Key Differences: WhisperParams includes additional attributes such as word_timestamps and vad_filter, which provide word-level timestamp extraction and voice activity detection filtering.

Refer to the respective class documentation for detailed attributes and usage.

Diarized ASR¶

Diarized transcription can be generated by using WhisperDeployment and PyannoteSpeakerDiarizationDeployment and combining the timelines using post processing with PostProcessingForDiarizedAsr.

Example configuration for the PyannoteSpeakerDiarization model is available at Speaker Diarization model hub.
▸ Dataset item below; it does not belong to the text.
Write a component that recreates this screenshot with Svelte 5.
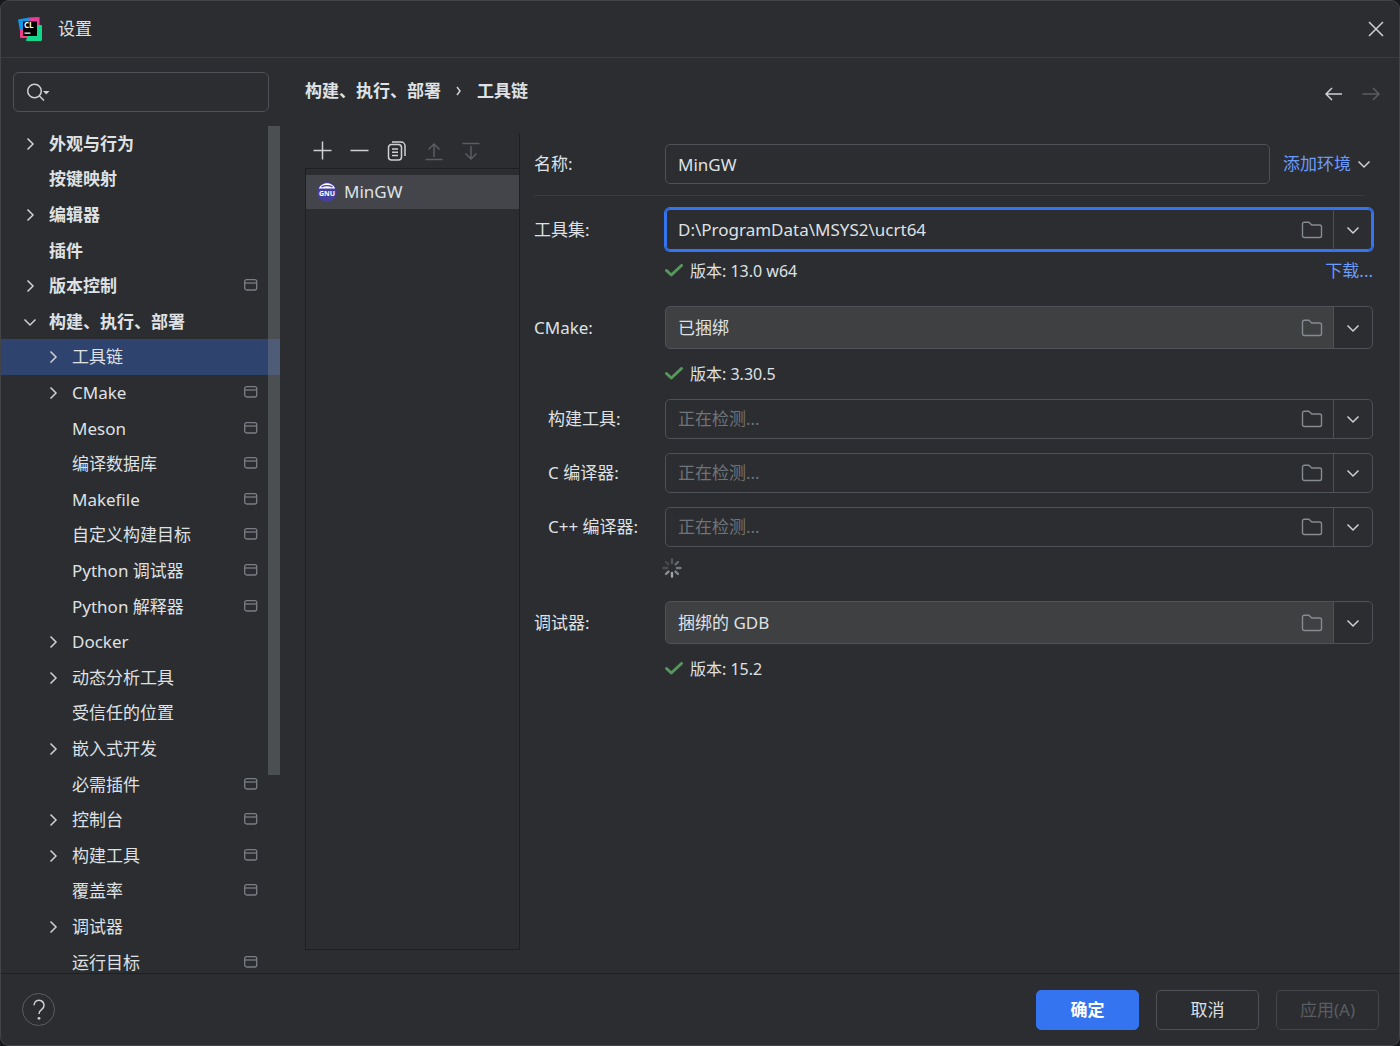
<script>
  const tree = [
    { name: '外观与行为', level: 0, arrow: 'right' },
    { name: '按键映射', level: 0 },
    { name: '编辑器', level: 0, arrow: 'right' },
    { name: '插件', level: 0 },
    { name: '版本控制', level: 0, arrow: 'right', project: true },
    { name: '构建、执行、部署', level: 0, arrow: 'down' },
    { name: '工具链', level: 1, arrow: 'right' },
    { name: 'CMake', level: 1, arrow: 'right', project: true },
    { name: 'Meson', level: 1, project: true },
    { name: '编译数据库', level: 1, project: true },
    { name: 'Makefile', level: 1, project: true },
    { name: '自定义构建目标', level: 1, project: true },
    { name: 'Python 调试器', level: 1, project: true },
    { name: 'Python 解释器', level: 1, project: true },
    { name: 'Docker', level: 1, arrow: 'right' },
    { name: '动态分析工具', level: 1, arrow: 'right' },
    { name: '受信任的位置', level: 1 },
    { name: '嵌入式开发', level: 1, arrow: 'right' },
    { name: '必需插件', level: 1, project: true },
    { name: '控制台', level: 1, arrow: 'right', project: true },
    { name: '构建工具', level: 1, arrow: 'right', project: true },
    { name: '覆盖率', level: 1, project: true },
    { name: '调试器', level: 1, arrow: 'right' },
    { name: '运行目标', level: 1, project: true }
  ];

  const spokes = [
    { angle: 0, opacity: 0.3 },
    { angle: 45, opacity: 0.45 },
    { angle: 90, opacity: 0.55 },
    { angle: 135, opacity: 0.65 },
    { angle: 180, opacity: 0.85 },
    { angle: 225, opacity: 0.7 },
    { angle: 270, opacity: 0.25 },
    { angle: 315, opacity: 0.2 }
  ];

  let selected = $state('工具链');
  let query = $state('');
  let name = $state('MinGW');
  let toolset = $state('D:\\ProgramData\\MSYS2\\ucrt64');
</script>

{#snippet chevron(dir)}
  <svg class="chevron" width="14" height="14" viewBox="0 0 14 14">
    <path d={dir === 'down' ? 'M1.5 4.5 7 10l5.5-5.5' : 'M4.5 1.5 10 7l-5.5 5.5'} />
  </svg>
{/snippet}

{#snippet combo(id, value, kind, placeholder)}
  <div class="combo {kind}">
    {#if kind === 'focused'}
      <input {id} type="text" bind:value={toolset} />
    {:else}
      <input {id} type="text" {value} {placeholder} readonly={kind === 'bundled'} />
    {/if}
    <button class="browse" aria-label="浏览">
      <svg width="22" height="18" viewBox="0 0 22 18">
        <path d="M1.500 14.500V3a1.800 1.800 0 0 1 1.800-1.800h4.500l3 2.800h7.900A1.800 1.800 0 0 1 20.500 5.800v8.900a1.800 1.800 0 0 1-1.800 1.800H3.300A1.800 1.800 0 0 1 1.500 14.700z" />
      </svg>
    </button>
    <button class="drop" aria-label="展开">{@render chevron('down')}</button>
  </div>
{/snippet}

{#snippet status(version)}
  <p class="status">
    <svg width="18" height="14" viewBox="0 0 18 14"><path d="M1.500 6.500 6.300 11 16.500 1.500" /></svg>
    <span>版本: {version}</span>
  </p>
{/snippet}

<div class="dialog">
  <header class="titlebar">
    <svg class="logo" width="24" height="24" viewBox="0 0 24 24">
      <defs>
        <linearGradient id="edge" x1="0" y1="0" x2="1" y2="0">
          <stop offset="0.45" stop-color="#1196e8" />
          <stop offset="0.6" stop-color="#ed3d97" />
        </linearGradient>
      </defs>
      <path d="M0 2.500 11 .5 21.500 0v9L2.500 17z" fill="url(#edge)" />
      <path d="M2 12.500v7.500q0 1 1 1h13.500v-8z" fill="#ed3d8c" />
      <path d="M19 8h4q1 0 1 1v13.500q0 1.500-1.500 1.500H9q-1 0-1-1l2-4h9z" fill="#14d68a" />
      <path d="M5 4.500h14v14.500H5z" fill="#000" />
      <text x="6" y="11">CL</text>
      <path d="M6.500 15.500h6v1.300H6.500z" fill="#fff" />
    </svg>
    <h1>设置</h1>
    <button class="close" aria-label="关闭">
      <svg width="16" height="16" viewBox="0 0 16 16"><path d="M1 1l14 14M15 1 1 15" /></svg>
    </button>
  </header>

  <div class="content">
    <aside class="sidebar">
      <label class="search">
        <svg width="24" height="20" viewBox="0 0 24 20">
          <circle cx="8.500" cy="9" r="6.800" />
          <path d="m13.500 14 4.500 4.500" />
          <path class="caret" d="M17 9h6.500l-3.250 3.500z" />
        </svg>
        <input type="text" bind:value={query} aria-label="搜索" />
      </label>

      <nav class="tree-view">
        <ul class="tree">
          {#each tree as item}
            <li class="level-{item.level}" class:selected={item.name === selected}>
              <button onclick={() => (selected = item.name)}>
                <span class="arrow">
                  {#if item.arrow}{@render chevron(item.arrow)}{/if}
                </span>
                <span class="name">{item.name}</span>
                {#if item.project}
                  <svg class="project" width="14" height="14" viewBox="0 0 14 14">
                    <rect x="0.700" y="0.700" width="12" height="10.300" rx="2" />
                    <path d="M1 4h11.500" />
                  </svg>
                {/if}
              </button>
            </li>
          {/each}
        </ul>
        <div class="scrollbar"></div>
      </nav>
    </aside>

    <main>
      <div class="heading">
        <h2>
          <span>构建、执行、部署</span>
          <svg width="6" height="10" viewBox="0 0 6 10"><path d="M1 1l3 4-3 4" /></svg>
          <span>工具链</span>
        </h2>
        <div class="history">
          <button aria-label="后退">
            <svg width="18" height="14" viewBox="0 0 18 14"><path d="M17 7H1M7 1 1 7l6 6" /></svg>
          </button>
          <button aria-label="前进" disabled>
            <svg width="18" height="14" viewBox="0 0 18 14"><path d="M.5 7H17M11 1l6 6-6 6" /></svg>
          </button>
        </div>
      </div>

      <div class="panes">
        <section class="toolchains">
          <div class="toolbar">
            <button aria-label="添加">
              <svg width="20" height="20" viewBox="0 0 20 20"><path d="M9.500 .5v18M.5 9.500h18" /></svg>
            </button>
            <button aria-label="移除">
              <svg width="20" height="20" viewBox="0 0 20 20"><path d="M.5 9.500h18" /></svg>
            </button>
            <button aria-label="复制">
              <svg width="20" height="20" viewBox="0 0 20 20">
                <rect x="1.500" y="3.500" width="13" height="15.500" rx="3" />
                <path d="M5 1h9a4 4 0 0 1 4 4v10M5 8h6M5 11.300h6M5 14.600h6" />
              </svg>
            </button>
            <button aria-label="上移" disabled>
              <svg width="20" height="20" viewBox="0 0 20 20"><path d="M10 16V3M4.500 8.500 10 3l5.500 5.500M1.500 18.500h17" /></svg>
            </button>
            <button aria-label="下移" disabled>
              <svg width="20" height="20" viewBox="0 0 20 20"><path d="M10 5v13M4.500 12.500 10 18l5.500-5.500M1.500 2.500h17" /></svg>
            </button>
          </div>
          <ul class="list">
            <li>
              <svg class="gnu" width="20" height="20" viewBox="0 0 20 20">
                <circle cx="10" cy="10" r="10" fill="#463f9e" />
                <path d="M1.800 6.500C3.500 2.600 7 1.200 10 1.200s6.500 1.400 8.200 5.300z" fill="#fff" />
                <path d="M4.500 4.800q5.500-2.400 11 0" stroke="#463f9e" stroke-width="1.300" fill="none" />
                <text x="10" y="14" text-anchor="middle">GNU</text>
              </svg>
              <span>MinGW</span>
            </li>
          </ul>
        </section>

        <form onsubmit={(e) => e.preventDefault()}>
          <div class="row">
            <label for="name">名称:</label>
            <div class="name-field">
              <input id="name" type="text" bind:value={name} />
              <button class="link">添加环境 {@render chevron('down')}</button>
            </div>
          </div>
          <hr />
          <div class="row">
            <label for="toolset">工具集:</label>
            {@render combo('toolset', toolset, 'focused')}
          </div>
          <div class="under first">
            {@render status('13.0 w64')}
            <a href="#download">下载...</a>
          </div>

          <div class="row">
            <label for="cmake">CMake:</label>
            {@render combo('cmake', '已捆绑', 'bundled')}
          </div>
          <div class="under">{@render status('3.30.5')}</div>

          <div class="detected">
            <div class="row">
              <label for="build">构建工具:</label>
              {@render combo('build', '', 'empty', '正在检测...')}
            </div>
            <div class="row">
              <label for="cc">C 编译器:</label>
              {@render combo('cc', '', 'empty', '正在检测...')}
            </div>
            <div class="row">
              <label for="cxx">C++ 编译器:</label>
              {@render combo('cxx', '', 'empty', '正在检测...')}
            </div>
          </div>
          <svg class="spinner" width="20" height="20" viewBox="0 0 20 20">
            {#each spokes as spoke}
              <path d="M10 1.500v3.500" transform="rotate({spoke.angle} 10 10)" opacity={spoke.opacity} />
            {/each}
          </svg>

          <div class="row">
            <label for="debugger">调试器:</label>
            {@render combo('debugger', '捆绑的 GDB', 'bundled')}
          </div>
          <div class="under">{@render status('15.2')}</div>
        </form>
      </div>
    </main>
  </div>

  <footer>
    <button class="help" aria-label="帮助">
      <svg width="14" height="22" viewBox="0 0 14 22">
        <path d="M2 6.200a5 5 0 1 1 8 4C8 11.700 7 12.500 7 15" />
        <circle cx="7" cy="19.300" r="1.400" />
      </svg>
    </button>
    <div class="actions">
      <button class="primary">确定</button>
      <button>取消</button>
      <button disabled>应用(A)</button>
    </div>
  </footer>
</div>

<style>
  :global(body) {
    background: #17181a;
  }

  .dialog {
    box-sizing: border-box;
    height: 100vh;
    display: flex;
    flex-direction: column;
    border: 1px solid #424447;
    border-radius: 9px;
    overflow: hidden;
    background: #2b2d30;
    color: #dfe1e5;
    font: 17px/24px "Noto Sans", "Noto Sans CJK SC", sans-serif;
  }

  button,
  input {
    box-sizing: border-box;
    margin: 0;
    padding: 0;
    border: none;
    outline: none;
    background: none;
    color: inherit;
    font: inherit;
  }

  h1,
  h2,
  p,
  ul {
    margin: 0;
    padding: 0;
    list-style: none;
    font-size: inherit;
  }

  svg {
    flex: none;
    fill: none;
    stroke: #ced0d6;
    stroke-width: 1.5px;
  }

  .titlebar {
    display: flex;
    align-items: center;
    gap: 16px;
    height: 56px;
    padding: 0 15px 0 17px;
    border-bottom: 1px solid #3a3c40;
  }

  .titlebar h1 {
    flex: 1;
    font-weight: 400;
  }

  .logo,
  .gnu {
    stroke: none;
  }

  .logo text {
    fill: #fff;
    font: bold 8px "Open Sans", sans-serif;
  }

  .close {
    display: flex;
  }

  .content {
    flex: 1;
    min-height: 0;
    display: flex;
  }

  .sidebar {
    width: 279px;
    flex: none;
    display: flex;
    flex-direction: column;
  }

  .search {
    display: flex;
    align-items: center;
    gap: 6px;
    height: 38px;
    margin: 14px 11px 14px 12px;
    padding: 0 12px;
    border: 1px solid #4e5157;
    border-radius: 6px;
  }

  .search input {
    flex: 1;
    min-width: 0;
  }

  .search .caret {
    fill: #ced0d6;
    stroke: none;
  }

  .tree-view {
    position: relative;
    flex: 1;
    min-height: 0;
    overflow: hidden;
  }

  .tree li {
    height: 36px;
  }

  .tree li:nth-child(5n + 1),
  .tree li:nth-child(5n + 4) {
    height: 35px;
  }

  .tree button {
    display: flex;
    align-items: center;
    width: 100%;
    height: 100%;
    padding: 0 22px;
    text-align: left;
  }

  .tree .level-0 {
    font-weight: 700;
  }

  .tree .level-1 button {
    padding-left: 45px;
  }

  .tree .selected {
    background: #2e436e;
  }

  .arrow {
    display: flex;
    width: 14px;
    margin-right: 12px;
  }

  .name {
    flex: 1;
  }

  .project {
    stroke: #7b7e85;
    stroke-width: 1.3px;
  }

  .scrollbar {
    position: absolute;
    top: 0;
    right: 0;
    width: 12px;
    height: 649px;
    background: rgba(128, 130, 132, 0.4);
  }

  main {
    flex: 1;
    min-width: 0;
    display: flex;
    flex-direction: column;
    padding-left: 25px;
  }

  .heading {
    display: flex;
    justify-content: space-between;
    align-items: center;
    height: 66px;
    margin-bottom: 9px;
  }

  .heading h2 {
    display: flex;
    align-items: center;
    gap: 15px;
    font-weight: 700;
  }

  .history {
    display: flex;
    gap: 19px;
    padding: 6px 19px 0 0;
  }

  .history button {
    display: flex;
  }

  button:disabled svg {
    stroke: #5a5d63;
  }

  .panes {
    flex: 1;
    min-height: 0;
    display: flex;
    padding-bottom: 23px;
  }

  .toolchains {
    box-sizing: border-box;
    width: 215px;
    flex: none;
    display: flex;
    flex-direction: column;
    border-right: 1px solid #1e1f22;
  }

  .toolbar {
    display: flex;
    align-items: center;
    gap: 17px;
    height: 35px;
    padding-left: 8px;
  }

  .toolbar button {
    display: flex;
  }

  .list {
    flex: 1;
    padding-top: 6px;
    border: 1px solid #1e1f22;
    border-right: none;
  }

  .list li {
    display: flex;
    align-items: center;
    gap: 7px;
    height: 34px;
    padding-left: 11px;
    background: #43454a;
  }

  .gnu text {
    fill: #fff;
    font: bold 7px "Open Sans", sans-serif;
  }

  form {
    flex: 1;
    min-width: 0;
    padding: 11px 26px 0 14px;
  }

  .row {
    display: grid;
    grid-template-columns: 131px 1fr;
    align-items: center;
  }

  .name-field {
    display: flex;
    gap: 13px;
  }

  .name-field input {
    flex: 1;
    min-width: 0;
    height: 40px;
    padding: 0 12px;
    border: 1px solid #4e5157;
    border-radius: 5px;
  }

  .link {
    display: flex;
    align-items: center;
    gap: 6px;
    padding-right: 2px;
    color: #6b9bfa;
  }

  hr {
    height: 1px;
    margin: 11px 9px 12px 0;
    border: none;
    background: #393b40;
  }

  .combo {
    box-sizing: border-box;
    display: flex;
    height: 40px;
    border: 1px solid #4e5157;
    border-radius: 5px;
  }

  .combo.focused,
  .combo.bundled {
    height: 43px;
  }

  .combo.focused {
    border-color: #3574f0;
    box-shadow: 0 0 0 1px #3574f0, inset 0 0 0 1px #3574f0;
  }

  .combo.bundled {
    background: linear-gradient(to left, #2b2d30 38px, #3e4042 38px);
  }

  .combo input {
    flex: 1;
    min-width: 0;
    padding-left: 12px;
  }

  .combo input::placeholder {
    color: #6f737a;
    opacity: 1;
  }

  .browse {
    display: flex;
    align-items: center;
    padding: 0 10px;
  }

  .browse svg {
    stroke: #868a91;
    stroke-width: 1.4px;
  }

  .drop {
    display: flex;
    align-items: center;
    justify-content: center;
    width: 39px;
    border-left: 1px solid #4e5157;
  }

  .under {
    display: flex;
    justify-content: space-between;
    margin: 15px 0 15px 131px;
    line-height: 20px;
  }

  .under.first {
    margin: 10px 0 25px 131px;
  }

  .status {
    display: flex;
    align-items: center;
    gap: 7px;
    font-size: 16px;
  }

  .status svg {
    stroke: #57965c;
    stroke-width: 3px;
    stroke-linecap: round;
    stroke-linejoin: round;
  }

  a {
    color: #6b9bfa;
    text-decoration: none;
  }

  .detected {
    display: grid;
    gap: 14px;
  }

  .detected label {
    padding-left: 14px;
  }

  .spinner {
    display: block;
    margin: 11px 0 23px 128px;
    stroke: #b4b8bf;
    stroke-width: 2.4px;
    stroke-linecap: round;
  }

  footer {
    display: flex;
    align-items: center;
    justify-content: space-between;
    height: 71px;
    padding: 0 20px 0 21px;
    border-top: 1px solid #1e1f22;
  }

  .help {
    display: flex;
    align-items: center;
    justify-content: center;
    width: 33px;
    height: 33px;
    border: 1px solid #5a5d63;
    border-radius: 50%;
  }

  .help circle {
    fill: #ced0d6;
    stroke: none;
  }

  .actions {
    display: flex;
    gap: 17px;
  }

  .actions button {
    width: 103px;
    height: 40px;
    border: 1px solid #4e5157;
    border-radius: 5px;
  }

  .actions .primary {
    border-color: #3574f0;
    background: #3574f0;
    color: #fff;
    font-weight: 700;
  }

  .actions button:disabled {
    border-color: #43454a;
    color: #5a5d63;
  }
</style>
You can simply define the model deployments and the endpoint to transcribe the video with diarization. Below code snippet shows the how to combine the outputs from ASR and diarization deployments:

from aana.processors.speaker import PostProcessingForDiarizedAsr
from aana.core.models.base import pydantic_to_dict


# diarized transcript requires word_timestamps from ASR
whisper_params.word_timestamps = True

# asr_handle is an AanaDeploymentHandle for WhisperDeployment
transcription = await self.asr_handle.transcribe(
    audio=audio, params=whisper_params
)

# diar_handle is an AanaDeploymentHandle for PyannoteSpeakerDiarizationDeployment
diarized_output = await self.diar_handle.diarize(
    audio=audio, params=diar_params
)

updated_segments = PostProcessingForDiarizedAsr.process(
    diarized_segments=diarized_output["segments"],
    transcription_segments=transcription["segments"],
)

# updated_segments will have speaker information as well:

# [AsrSegment(text=' Hello. Hello.', 
#            time_interval=TimeInterval(start=6.38, end=7.84), 
#            confidence=0.8329984157521475, 
#            no_speech_confidence=0.012033582665026188, 
#            words=[AsrWord(word=' Hello.', speaker='SPEAKER_01',time_interval=TimeInterval(start=6.38, end=7.0), alignment_confidence=0.6853185296058655), 
#                   AsrWord(word=' Hello.', speaker='SPEAKER_01', time_interval=TimeInterval(start=7.5, end=7.84), alignment_confidence=0.7124693989753723)], 
#           speaker='SPEAKER_01'), 
#
# AsrSegment(text=" Oh, hello. I didn't know you were there.", 
#            time_interval=TimeInterval(start=8.3, end=9.68), 
#            confidence=0.8329984157521475, 
#            no_speech_confidence=0.012033582665026188, 
#            words=[AsrWord(word=' Oh,', speaker='SPEAKER_02', time_interval=TimeInterval(start=8.3, end=8.48), alignment_confidence=0.8500092029571533), 
#                   AsrWord(word=' hello.', speaker='SPEAKER_02', time_interval=TimeInterval(start=8.5, end=8.76), alignment_confidence=0.9408962726593018), ...], 
#            speaker='SPEAKER_02'), 
# ...
# ]

An example notebook on diarized transcription is available at notebooks/diarized_transcription_example.ipynb.